» **Exercise requirements**: Whenever a line contains the string "that", copy it out of the entries.

» **Supplied records**:
◆ ◆ ◆

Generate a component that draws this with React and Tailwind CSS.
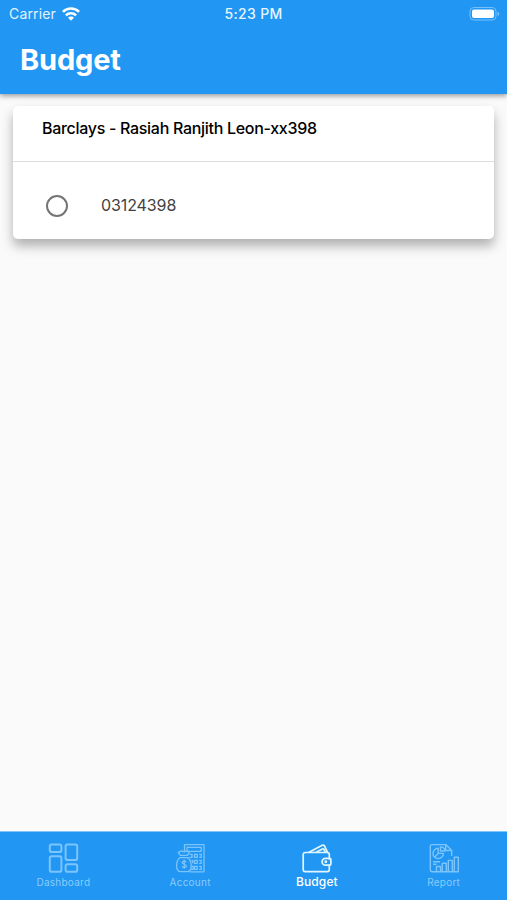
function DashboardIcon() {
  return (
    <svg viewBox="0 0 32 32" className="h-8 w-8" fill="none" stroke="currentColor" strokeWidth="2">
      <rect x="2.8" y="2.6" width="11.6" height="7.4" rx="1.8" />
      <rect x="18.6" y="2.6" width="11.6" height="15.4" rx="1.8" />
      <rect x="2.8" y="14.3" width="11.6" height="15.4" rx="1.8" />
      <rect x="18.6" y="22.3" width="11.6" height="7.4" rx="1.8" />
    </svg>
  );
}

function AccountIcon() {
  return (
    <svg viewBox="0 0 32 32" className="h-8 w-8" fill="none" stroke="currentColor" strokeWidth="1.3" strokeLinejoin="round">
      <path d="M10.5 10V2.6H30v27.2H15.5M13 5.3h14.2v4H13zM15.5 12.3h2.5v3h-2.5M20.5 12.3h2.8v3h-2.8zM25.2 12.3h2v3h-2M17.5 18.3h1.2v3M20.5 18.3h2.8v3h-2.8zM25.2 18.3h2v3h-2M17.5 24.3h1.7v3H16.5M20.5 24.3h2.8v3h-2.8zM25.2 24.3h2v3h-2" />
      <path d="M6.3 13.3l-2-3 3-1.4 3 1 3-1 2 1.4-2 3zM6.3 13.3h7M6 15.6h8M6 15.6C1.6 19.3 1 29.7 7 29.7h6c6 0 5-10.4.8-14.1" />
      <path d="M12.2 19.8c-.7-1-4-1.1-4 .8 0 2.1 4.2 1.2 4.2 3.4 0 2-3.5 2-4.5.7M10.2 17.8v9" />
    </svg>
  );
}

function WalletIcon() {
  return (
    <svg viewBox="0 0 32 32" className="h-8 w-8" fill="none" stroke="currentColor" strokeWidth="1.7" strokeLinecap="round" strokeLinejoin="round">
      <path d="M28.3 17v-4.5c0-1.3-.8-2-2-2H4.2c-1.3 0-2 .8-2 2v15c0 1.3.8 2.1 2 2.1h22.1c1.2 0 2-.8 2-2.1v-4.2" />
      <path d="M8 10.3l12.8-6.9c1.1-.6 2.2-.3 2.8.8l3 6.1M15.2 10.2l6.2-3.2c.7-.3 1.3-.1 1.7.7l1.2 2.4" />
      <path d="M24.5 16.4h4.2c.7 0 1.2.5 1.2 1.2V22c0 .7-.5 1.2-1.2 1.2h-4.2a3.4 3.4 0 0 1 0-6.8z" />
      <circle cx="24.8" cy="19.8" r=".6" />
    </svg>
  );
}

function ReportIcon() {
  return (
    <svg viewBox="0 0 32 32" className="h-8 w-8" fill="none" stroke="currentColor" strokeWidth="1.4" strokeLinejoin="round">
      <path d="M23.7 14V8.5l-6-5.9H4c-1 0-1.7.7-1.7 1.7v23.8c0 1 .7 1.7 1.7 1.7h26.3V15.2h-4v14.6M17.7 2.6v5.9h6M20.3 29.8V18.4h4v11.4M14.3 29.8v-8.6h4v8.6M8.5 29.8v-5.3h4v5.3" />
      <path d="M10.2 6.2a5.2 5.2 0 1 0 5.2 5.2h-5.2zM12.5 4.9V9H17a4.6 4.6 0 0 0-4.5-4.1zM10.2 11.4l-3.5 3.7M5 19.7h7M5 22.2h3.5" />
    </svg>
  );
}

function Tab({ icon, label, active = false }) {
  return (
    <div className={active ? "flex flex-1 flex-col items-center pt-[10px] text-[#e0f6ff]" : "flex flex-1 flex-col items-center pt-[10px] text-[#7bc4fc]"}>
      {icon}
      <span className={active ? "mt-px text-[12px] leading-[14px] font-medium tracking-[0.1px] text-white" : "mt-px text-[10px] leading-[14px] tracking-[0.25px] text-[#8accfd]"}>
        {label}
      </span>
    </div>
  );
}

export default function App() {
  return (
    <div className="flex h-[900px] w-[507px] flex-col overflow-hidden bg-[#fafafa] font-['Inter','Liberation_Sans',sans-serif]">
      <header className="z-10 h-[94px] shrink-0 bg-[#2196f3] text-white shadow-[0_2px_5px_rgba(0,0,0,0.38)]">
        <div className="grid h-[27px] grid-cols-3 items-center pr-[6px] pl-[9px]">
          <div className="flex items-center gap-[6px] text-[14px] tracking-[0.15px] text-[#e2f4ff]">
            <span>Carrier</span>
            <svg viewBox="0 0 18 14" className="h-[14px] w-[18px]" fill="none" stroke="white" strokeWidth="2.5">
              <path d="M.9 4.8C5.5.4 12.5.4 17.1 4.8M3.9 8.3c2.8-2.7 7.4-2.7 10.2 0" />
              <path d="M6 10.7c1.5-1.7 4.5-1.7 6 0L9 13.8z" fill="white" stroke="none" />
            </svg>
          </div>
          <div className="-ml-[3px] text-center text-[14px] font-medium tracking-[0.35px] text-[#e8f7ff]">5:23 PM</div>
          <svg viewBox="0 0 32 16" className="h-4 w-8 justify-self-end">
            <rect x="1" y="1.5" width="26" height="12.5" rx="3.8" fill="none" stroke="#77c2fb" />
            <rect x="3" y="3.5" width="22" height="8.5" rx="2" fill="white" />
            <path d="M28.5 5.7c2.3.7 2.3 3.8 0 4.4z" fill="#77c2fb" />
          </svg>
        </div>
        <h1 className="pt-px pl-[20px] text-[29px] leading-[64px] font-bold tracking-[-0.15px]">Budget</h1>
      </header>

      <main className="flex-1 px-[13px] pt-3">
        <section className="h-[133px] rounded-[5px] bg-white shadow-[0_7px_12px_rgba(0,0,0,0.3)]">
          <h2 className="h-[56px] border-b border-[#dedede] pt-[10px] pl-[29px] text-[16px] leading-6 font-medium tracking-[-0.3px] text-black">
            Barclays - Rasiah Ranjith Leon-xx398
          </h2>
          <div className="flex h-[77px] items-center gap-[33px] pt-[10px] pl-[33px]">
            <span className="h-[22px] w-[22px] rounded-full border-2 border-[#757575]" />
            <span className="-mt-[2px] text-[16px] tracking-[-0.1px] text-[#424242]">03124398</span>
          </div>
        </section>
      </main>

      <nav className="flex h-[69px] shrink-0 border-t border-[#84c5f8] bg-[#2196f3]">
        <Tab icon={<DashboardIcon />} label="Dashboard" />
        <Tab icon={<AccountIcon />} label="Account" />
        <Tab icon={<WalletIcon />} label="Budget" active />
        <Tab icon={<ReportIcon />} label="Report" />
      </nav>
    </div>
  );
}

◆ ◆ ◆

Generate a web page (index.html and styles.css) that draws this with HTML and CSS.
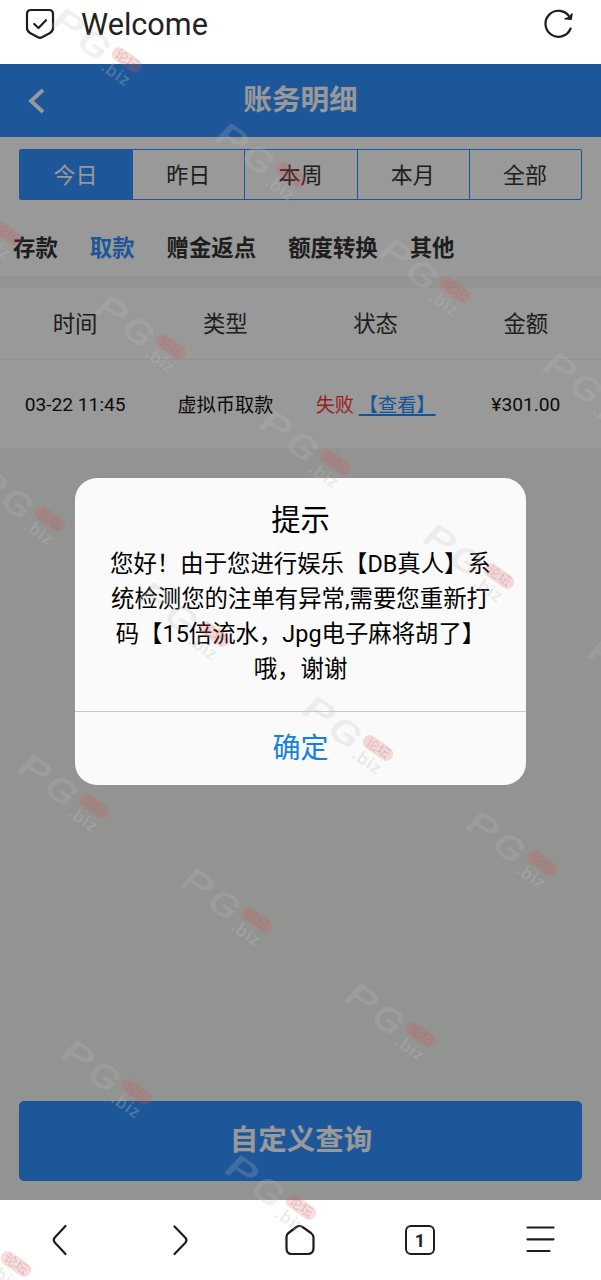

◆ ◆ ◆

» **Solution for this task**:
Generate a component that draws this with React and Tailwind CSS.
Generate a web page (index.html and styles.css) that draws this with HTML and CSS.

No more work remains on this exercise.